This matters because alphabet pronunciation sits underneath spelling, listening, speaking, and dictionary use. If you cannot clearly distinguish B from V, or E from A, you may miss information in class, misunderstand instructions, or spell words incorrectly. Accurate letter pronunciation also supports phonics, minimal-pair practice, and fluent reading. For adults, it improves phone communication, names, email addresses, serial numbers, and acronyms. For children, it builds the foundation for decoding words. This hub page covers English alphabet pronunciation comprehensively: how to say each letter name, the main sound patterns connected to each letter, where learners usually make mistakes, and how to practice for better clarity. Think of this as the central map for alphabet and pronunciation work in ESL Basics.
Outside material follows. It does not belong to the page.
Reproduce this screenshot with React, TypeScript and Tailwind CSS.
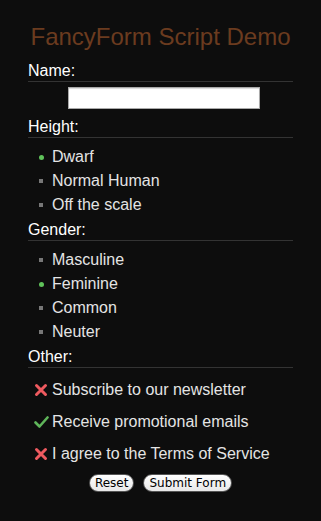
import { useState } from 'react';

const heights = ['Dwarf', 'Normal Human', 'Off the scale'];
const genders = ['Masculine', 'Feminine', 'Common', 'Neuter'];

function SectionHeader({ label }: { label: string }) {
  return (
    <div className="text-[16px] leading-[18px] text-white pb-[1px] border-b border-[#333]">
      {label}
    </div>
  );
}

function RadioList({ items, value, onChange }: { items: string[]; value: string; onChange: (v: string) => void }) {
  return (
    <ul className="pt-[7px] pb-[4px]">
      {items.map((item) => (
        <li
          key={item}
          onClick={() => onChange(item)}
          className="flex items-center h-[24px] text-[16px] leading-[24px] text-[#e4e4e4] cursor-pointer"
        >
          <span className="w-[24px] flex justify-center pl-[2px]">
            {value === item ? (
              <span className="w-[5px] h-[5px] rounded-full bg-[#5fc25a]" />
            ) : (
              <span className="w-[4px] h-[4px] bg-[#777]" />
            )}
          </span>
          {item}
        </li>
      ))}
    </ul>
  );
}

function CrossIcon() {
  return (
    <svg width="14" height="14" viewBox="0 0 14 14">
      <path d="M2.5 2.5 L11.5 11.5 M11.5 2.5 L2.5 11.5" stroke="#ee5a5f" strokeWidth="3" strokeLinecap="round" />
    </svg>
  );
}

function CheckIcon() {
  return (
    <svg width="15" height="14" viewBox="0 0 15 14">
      <path d="M1.5 7.5 L5.5 11.5 L13.5 2.5" stroke="#5fb55a" strokeWidth="2.6" fill="none" strokeLinecap="round" strokeLinejoin="round" />
    </svg>
  );
}

export default function App() {
  const [height, setHeight] = useState('Dwarf');
  const [gender, setGender] = useState('Feminine');
  const [other, setOther] = useState({ newsletter: false, promo: true, terms: false });

  const checks: { key: keyof typeof other; label: string }[] = [
    { key: 'newsletter', label: 'Subscribe to our newsletter' },
    { key: 'promo', label: 'Receive promotional emails' },
    { key: 'terms', label: 'I agree to the Terms of Service' },
  ];

  return (
    <div className="w-[321px] h-[521px] bg-[#0d0d0d] px-[28px] pt-[23px]" style={{ fontFamily: '"Liberation Sans", Arial, sans-serif' }}>
      <h1 className="text-center text-[24px] leading-[28px] text-[#6b3b1f] mb-[11px]">FancyForm Script Demo</h1>

      <SectionHeader label="Name:" />
      <div className="pt-[5px] pb-[9px]">
        <input
          type="text"
          className="block ml-[40px] w-[192px] h-[22px] bg-white border border-[#a9a9a9] shadow-[inset_0_1px_1px_rgba(0,0,0,0.15)] outline-none px-1 text-[13px]"
        />
      </div>

      <SectionHeader label="Height:" />
      <RadioList items={heights} value={height} onChange={setHeight} />

      <SectionHeader label="Gender:" />
      <RadioList items={genders} value={gender} onChange={setGender} />

      <SectionHeader label="Other:" />
      <ul className="pt-[6px]">
        {checks.map((c) => (
          <li
            key={c.key}
            onClick={() => setOther({ ...other, [c.key]: !other[c.key] })}
            className="flex items-center h-[32px] text-[16px] leading-[32px] text-[#e4e4e4] cursor-pointer"
          >
            <span className="w-[24px] flex justify-center pl-[2px]">
              {other[c.key] ? <CheckIcon /> : <CrossIcon />}
            </span>
            {c.label}
          </li>
        ))}
      </ul>

      <div className="flex justify-center gap-[9px] pt-[4px]" style={{ fontFamily: '"DejaVu Sans", sans-serif' }}>
        <button className="h-[18px] px-[5px] rounded-full bg-gradient-to-b from-white to-[#e8e8e8] border border-[#555] text-[12px] leading-[16px] text-black">
          Reset
        </button>
        <button className="h-[18px] px-[5px] rounded-full bg-gradient-to-b from-white to-[#e8e8e8] border border-[#555] text-[12px] leading-[16px] text-black">
          Submit Form
        </button>
      </div>
    </div>
  );
}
Letter names: how to say the 26 letters clearly

The first skill is saying the letter names themselves. In many real situations, people need letter names more often than they expect: spelling a surname, giving an apartment code, confirming a passport detail, or understanding a teacher who says, “Circle B.” The standard names in General American are A /eɪ/, B /biː/, C /siː/, D /diː/, E /iː/, F /ef/, G /dʒiː/, H /eɪtʃ/, I /aɪ/, J /dʒeɪ/, K /keɪ/, L /el/, M /em/, N /en/, O /oʊ/, P /piː/, Q /kjuː/, R /ɑr/, S /es/, T /tiː/, U /juː/, V /viː/, W /ˈdʌbəl.juː/, X /eks/, Y /waɪ/, and Z /ziː/. In most British varieties, Z is /zed/. Both are correct; learners should use the local standard of the place where they study or work.

Clarity problems usually come from confusing similar letter names. The most common sets are B, C, D, G, P, T, and V; A, J, and K; E and I; M and N; and F, S, X. The solution is not volume but contrast. Make the vowel long enough in B /biː/ and V /viː/, and fully voice V by vibrating the vocal cords. For M /em/ and N /en/, finish with a clear nasal consonant. For A /eɪ/ and I /aɪ/, do not flatten the diphthong into a short vowel. I often ask learners to practice letter names in pairs first, then in mixed sequences such as “G, J, A, K, H, 8” because real communication rarely presents letters in neat order. A clear alphabet is practical pronunciation, not just recitation.

Letter sounds: what each letter usually represents

After letter names, learners need the most common sound values. This is where confusion starts, because one letter can signal several sounds. A usually appears in /æ/ as in cat, /eɪ/ as in name, /ɑː/ or /ɑ/ as in father in some accents, and schwa /ə/ in about. B is usually /b/. C is often /k/ before a, o, u, or consonants, as in cat, cold, cut, class, but often /s/ before e, i, y, as in city, cent, cycle. D is usually /d/. E may be /e/ in bed, /iː/ in me in open syllables historically, and often silent at word end when it changes another vowel, as in make.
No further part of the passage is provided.